§ REQUEST: Search the material for the word "React" and report each line where it turns up.

:::

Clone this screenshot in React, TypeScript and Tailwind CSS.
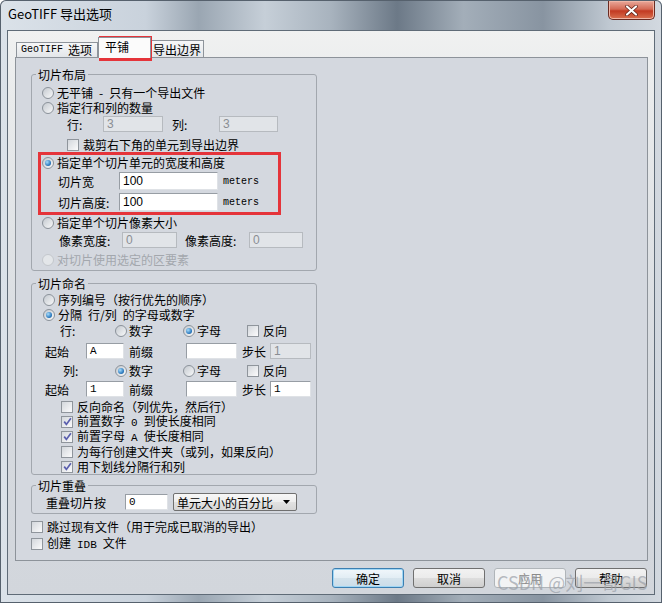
import React from 'react';

type RadioProps = {
  checked?: boolean;
  disabled?: boolean;
  gap?: string;
  children: React.ReactNode;
};

const Radio: React.FC<RadioProps> = ({ checked = false, disabled = false, gap = 'gap-[3px]', children }) => (
  <div className={`flex items-center ${gap} ${disabled ? 'text-[#a3a7ad]' : 'text-black'}`}>
    <span
      className={`flex h-[12px] w-[12px] shrink-0 items-center justify-center rounded-full border ${
        disabled
          ? 'border-[#c3c7cc] bg-[#e3e6e9]'
          : 'border-[#8b929a] bg-[linear-gradient(135deg,#c4c9cf,#f8f9fa)]'
      }`}
    >
      {checked && (
        <span className="h-[6px] w-[6px] rounded-full bg-[radial-gradient(circle_at_35%_35%,#a6dcfb,#2a78bd_65%,#1b4f86)]" />
      )}
    </span>
    <span className="whitespace-pre">{children}</span>
  </div>
);

const Check: React.FC<{ checked?: boolean; children: React.ReactNode }> = ({ checked = false, children }) => (
  <div className="flex items-center gap-[4px]">
    <span className="flex h-[12px] w-[12px] shrink-0 items-center justify-center border border-[#8f959c] bg-[linear-gradient(135deg,#d3d7dc,#fbfbfc)]">
      {checked && (
        <svg width="9" height="9" viewBox="0 0 9 9">
          <path d="M1.2 4.6 L3.4 7.4 L7.9 1.2" fill="none" stroke="#5a5fae" strokeWidth="1.7" />
        </svg>
      )}
    </span>
    <span className="whitespace-pre">{children}</span>
  </div>
);

type FieldProps = {
  value?: string;
  w: string;
  h?: string;
  disabled?: boolean;
  mono?: boolean;
};

const Field: React.FC<FieldProps> = ({ value = '', w, h = 'h-[16px]', disabled = false, mono = false }) => (
  <div
    className={`${w} ${h} flex shrink-0 items-center border px-[3px] ${
      mono ? "font-['Liberation_Mono',monospace] text-[11px]" : "font-['Liberation_Sans',sans-serif] text-[12px]"
    } ${
      disabled
        ? 'border-[#b6babf] bg-[#e1e4e8] text-[#8a8e93]'
        : 'border-[#979da4] border-r-[#dfe2e6] border-b-[#dfe2e6] bg-white text-black'
    }`}
  >
    {value}
  </div>
);

const Group: React.FC<{ title: string; className?: string; children: React.ReactNode }> = ({
  title,
  className = '',
  children,
}) => (
  <fieldset className={`w-[286px] rounded-[3px] border border-[#a2a7ae] ${className}`}>
    <legend className="ml-[4px] px-[2px] leading-[15px]">{title}</legend>
    {children}
  </fieldset>
);

const Btn: React.FC<{ label: string; primary?: boolean; disabled?: boolean }> = ({ label, primary, disabled }) => (
  <div
    className={`flex h-[20px] w-[72px] items-center justify-center rounded-[3px] border ${
      primary
        ? 'border-[#3c7fb1] bg-[linear-gradient(#f1f7fb,#e2edf4_50%,#d5e3ec_50%,#cbdde9)] shadow-[inset_0_0_0_1px_#9fd6f5]'
        : disabled
        ? 'border-[#b0b5b9] bg-[#f2f3f4] text-[#8a8a8a]'
        : 'border-[#707070] bg-[linear-gradient(#f2f2f2,#ebebeb_50%,#dddddd_50%,#cfcfcf)]'
    }`}
  >
    {label}
  </div>
);

const Mono: React.FC<{ children: React.ReactNode }> = ({ children }) => (
  <span className="font-['Liberation_Mono',monospace] text-[11px]">{children}</span>
);

const App: React.FC = () => {
  return (
    <div className="relative flex h-[603px] w-[662px] flex-col overflow-hidden rounded-t-[6px] bg-[linear-gradient(90deg,#dbe2e9_0%,#c9d2dc_22%,#9aa6b2_30%,#c6cfd8_40%,#a8b3be_50%,#6c7987_60%,#a3aeb9_70%,#8894a1_82%,#bfc8d1_92%,#d3d9e0_100%)] px-[7px] pb-[8px] font-['Noto_Sans_CJK_SC','Noto_Sans',sans-serif] text-[12px] leading-[15px] text-black shadow-[inset_0_0_0_1px_#56616d]">
      {/* 标题栏 */}
      <div className="-mx-[7px] flex h-[30px] shrink-0 items-start justify-between pl-[8px] pr-[7px]">
        <span className="pt-[6px] text-[13px] leading-[16px]">GeoTIFF 导出选项</span>
        <div className="mt-[1px] flex h-[19px] w-[47px] items-center justify-center rounded-b-[5px] border border-t-0 border-[#6a2b22] bg-[linear-gradient(#e9a89a,#d46a55_45%,#c23a22_55%,#d9704f)] shadow-[inset_0_0_0_1px_#f0b6a6]">
          <svg width="13" height="11" viewBox="0 0 13 11">
            <path d="M2 1.5 L11 9.5 M11 1.5 L2 9.5" stroke="#5a1f16" strokeWidth="3.6" strokeLinecap="round" />
            <path d="M2 1.5 L11 9.5 M11 1.5 L2 9.5" stroke="#ffffff" strokeWidth="2.2" strokeLinecap="round" />
          </svg>
        </div>
      </div>

      {/* 客户区 */}
      <div className="flex h-[565px] flex-col border border-[#5f6b77] bg-[linear-gradient(#f0f1f1_0%,#e9ebec_12%,#d7dbe0_60%,#d2d6dc_100%)]">
        {/* 选项卡 */}
        <div className="flex h-[26px] shrink-0 items-end pl-[8px]">
          <div className="flex h-[15px] w-[82px] items-center whitespace-nowrap border border-b-0 border-[#8e949b] bg-[linear-gradient(#f6f7f8,#e3e6e9)] pl-[4px] leading-[14px]">
            <span className="font-['Liberation_Mono',monospace] text-[10px]">GeoTIFF</span>
            <span className="ml-[5px] shrink-0">选项</span>
          </div>
          <div className="relative z-10 -mb-[1px] h-[21px] w-[53px] border border-b-0 border-[#8e949b] bg-[#fbfbfb] pl-[6px] pt-[1px]">
            平铺
          </div>
          <div className="flex h-[17px] w-[53px] items-center border border-b-0 border-l-0 border-[#8e949b] bg-[linear-gradient(#f6f7f8,#e3e6e9)] pl-[2px]">
            导出边界
          </div>
        </div>

        {/* 选项卡页 */}
        <div className="ml-[7px] flex h-[504px] w-[633px] shrink-0 flex-col border border-[#8d939a] bg-[#d4d8df] pl-[15px] pt-[9px]">
          <Group title="切片布局">
            <div className="mt-[3px] flex h-[15px] items-center pl-[10px]">
              <Radio>{'无平铺\u2002-\u2002只有一个导出文件'}</Radio>
            </div>
            <div className="flex h-[15px] items-center pl-[10px]">
              <Radio>指定行和列的数量</Radio>
            </div>
            <div className="mt-[1px] flex h-[16px] items-center pl-[35px]">
              <span className="w-[36px] shrink-0">行:</span>
              <Field w="w-[60px]" value="3" disabled />
              <span className="w-[56px] shrink-0 pl-[9px]">列:</span>
              <Field w="w-[59px]" value="3" disabled />
            </div>
            <div className="mt-[5px] flex h-[15px] items-center pl-[35px]">
              <Check>裁剪右下角的单元到导出边界</Check>
            </div>
            <div className="mt-[3px] flex h-[15px] items-center pl-[10px]">
              <Radio checked>指定单个切片单元的宽度和高度</Radio>
            </div>
            <div className="mt-[2px] flex h-[18px] items-center pl-[26px]">
              <span className="w-[61px] shrink-0">切片宽</span>
              <Field w="w-[99px]" h="h-[18px]" value="100" />
              <span className="ml-[5px] font-['Liberation_Mono',monospace] text-[10px]">meters</span>
            </div>
            <div className="mt-[3px] flex h-[18px] items-center pl-[26px]">
              <span className="w-[61px] shrink-0">切片高度:</span>
              <Field w="w-[99px]" h="h-[18px]" value="100" />
              <span className="ml-[5px] font-['Liberation_Mono',monospace] text-[10px]">meters</span>
            </div>
            <div className="mt-[4px] flex h-[15px] items-center pl-[10px]">
              <Radio>指定单个切片像素大小</Radio>
            </div>
            <div className="mt-[2px] flex h-[16px] items-center pl-[27px]">
              <span className="w-[63px] shrink-0">像素宽度:</span>
              <Field w="w-[55px]" value="0" disabled />
              <span className="w-[72px] shrink-0 pl-[8px]">像素高度:</span>
              <Field w="w-[54px]" value="0" disabled />
            </div>
            <div className="mb-[3px] mt-[4px] flex h-[15px] items-center pl-[10px]">
              <Radio disabled>对切片使用选定的区要素</Radio>
            </div>
          </Group>

          <Group title="切片命名" className="mt-[5px]">
            <div className="mt-[1px] flex h-[15px] items-center pl-[11px]">
              <Radio>序列编号（按行优先的顺序）</Radio>
            </div>
            <div className="flex h-[15px] items-center pl-[11px]">
              <Radio checked>{'分隔\u2002行/列\u2002的字母或数字'}</Radio>
            </div>
            <div className="mt-[1px] flex h-[15px] items-center pl-[28px]">
              <span className="w-[55px] shrink-0">行:</span>
              <div className="w-[68px] shrink-0">
                <Radio gap="gap-[2px]">数字</Radio>
              </div>
              <div className="w-[64px] shrink-0">
                <Radio gap="gap-[2px]" checked>
                  字母
                </Radio>
              </div>
              <Check>反向</Check>
            </div>
            <div className="mt-[5px] flex h-[16px] items-center pl-[13px]">
              <span className="w-[41px] shrink-0">起始</span>
              <Field w="w-[38px]" value="A" mono />
              <span className="w-[62px] shrink-0 pl-[5px]">前缀</span>
              <Field w="w-[51px]" />
              <span className="w-[33px] shrink-0 pl-[5px]">步长</span>
              <Field w="w-[41px]" value="1" disabled />
            </div>
            <div className="mt-[4px] flex h-[15px] items-center pl-[31px]">
              <span className="w-[52px] shrink-0">列:</span>
              <div className="w-[68px] shrink-0">
                <Radio gap="gap-[2px]" checked>
                  数字
                </Radio>
              </div>
              <div className="w-[64px] shrink-0">
                <Radio gap="gap-[2px]">字母</Radio>
              </div>
              <Check>反向</Check>
            </div>
            <div className="mt-[3px] flex h-[16px] items-center pl-[13px]">
              <span className="w-[41px] shrink-0">起始</span>
              <Field w="w-[38px]" value="1" mono />
              <span className="w-[62px] shrink-0 pl-[5px]">前缀</span>
              <Field w="w-[51px]" />
              <span className="w-[33px] shrink-0 pl-[5px]">步长</span>
              <Field w="w-[41px]" value="1" mono />
            </div>
            <div className="mt-[2px] flex flex-col pl-[29px]">
              <div className="flex h-[15px] items-center">
                <Check>反向命名（列优先，然后行）</Check>
              </div>
              <div className="flex h-[15px] items-center">
                <Check checked>
                  {'前置数字\u2002'}
                  <Mono>0</Mono>
                  {'\u2002到使长度相同'}
                </Check>
              </div>
              <div className="flex h-[15px] items-center">
                <Check checked>
                  {'前置字母\u2002'}
                  <Mono>A</Mono>
                  {'\u2002使长度相同'}
                </Check>
              </div>
              <div className="flex h-[15px] items-center">
                <Check>为每行创建文件夹（或列，如果反向）</Check>
              </div>
              <div className="flex h-[15px] items-center">
                <Check checked>用下划线分隔行和列</Check>
              </div>
            </div>
          </Group>

          <Group title="切片重叠" className="mt-[3px]">
            <div className="mb-[2px] flex h-[18px] items-center pl-[14px]">
              <span className="w-[79px] shrink-0">重叠切片按</span>
              <Field w="w-[43px]" value="0" mono />
              <div className="ml-[5px] flex h-[18px] w-[124px] items-center justify-between rounded-[2px] border border-[#707070] bg-[linear-gradient(#f7f7f7,#eeeeee_50%,#e2e2e2_50%,#d6d6d6)] pl-[3px] pr-[6px]">
                <span>单元大小的百分比</span>
                <svg width="7" height="4" viewBox="0 0 7 4">
                  <path d="M0 0 H7 L3.5 4 Z" fill="#000" />
                </svg>
              </div>
            </div>
          </Group>

          <div className="mt-[5px] flex h-[15px] items-center">
            <Check>跳过现有文件（用于完成已取消的导出）</Check>
          </div>
          <div className="mt-[2px] flex h-[15px] items-center">
            <Check>
              {'创建\u2002'}
              <Mono>IDB</Mono>
              {'\u2002文件'}
            </Check>
          </div>
        </div>

        {/* 按钮 */}
        <div className="flex flex-1 items-start justify-end gap-[9px] pr-[7px] pt-[7px]">
          <Btn label="确定" primary />
          <Btn label="取消" />
          <Btn label="应用" disabled />
          <Btn label="帮助" />
        </div>
      </div>

      {/* 标注红框 */}
      <div className="absolute left-[99px] top-[36px] h-[25px] w-[53px] border-[3px] border-[#e5343a]" />
      <div className="absolute left-[38px] top-[152px] h-[63px] w-[243px] border-[3px] border-[#e5343a]" />

      {/* 水印 */}
      <span className="pointer-events-none absolute left-[497px] top-[571px] whitespace-nowrap text-[18px] leading-[22px] text-[#9aa0a8]/70">
        CSDN @刘一哥GIS
      </span>
    </div>
  );
};

export default App;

:::

§ CORRECT ANSWER:
Clone this screenshot in React, TypeScript and Tailwind CSS.
import React from 'react';
  children: React.ReactNode;
const Radio: React.FC<RadioProps> = ({ checked = false, disabled = false, gap = 'gap-[3px]', children }) => (
const Check: React.FC<{ checked?: boolean; children: React.ReactNode }> = ({ checked = false, children }) => (
const Field: React.FC<FieldProps> = ({ value = '', w, h = 'h-[16px]', disabled = false, mono = false }) => (
const Group: React.FC<{ title: string; className?: string; children: React.ReactNode }> = ({
const Btn: React.FC<{ label: string; primary?: boolean; disabled?: boolean }> = ({ label, primary, disabled }) => (
const Mono: React.FC<{ children: React.ReactNode }> = ({ children }) => (
const App: React.FC = () => {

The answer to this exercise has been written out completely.